Example 2 โ bulk sensitive data read looked like a normal query
A support engineer used a privileged read role to export a large volume of customer records for troubleshooting. The query technically succeeded within policy, but the access volume and object combination should have triggered review. No DAM policy existed for sensitive-table bulk reads.
What failed
- access path may have been legitimate, but monitoring policy was too shallow;
- no content-aware or table-aware alerting.

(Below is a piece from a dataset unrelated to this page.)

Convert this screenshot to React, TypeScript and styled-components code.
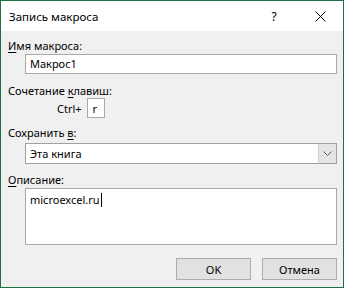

Evidence auditors or internal reviewers will ask for
- database audit policy screenshots or config;
- sample raw audit records for privileged actions;
- privilege matrix for DB admins, SREs, and service accounts;
- proof that log archive storage is immutable / WORM-protected;
- PAM or proxy configuration showing session recording and retention;
- sample session playback or audit export;
- periodic privileged-access review results;
- alert runbooks for destructive SQL, config changes, and bulk export.
Anti-patterns to avoid
- shared DBA accounts
- audit logs stored only on the system being administered
- searchable SIEM with no immutable raw archive
- assuming cloud-native DB logs alone are enough without sensitive-object policies
- privileged break-glass accounts with no recording path
- same team owns database, archive bucket, and retention policies
Practical rollout sequence
- identify crown-jewel databases and admin paths;
- enable or improve native audit on those systems;
- route audit exports to centralized storage;
- add immutable archive controls;
- move human privileged access through an access broker or managed bastion;
- enable session recording for high-risk paths;
- add detections for destructive actions, role changes, and sensitive-table bulk reads;
- test evidence retrieval in a tabletop.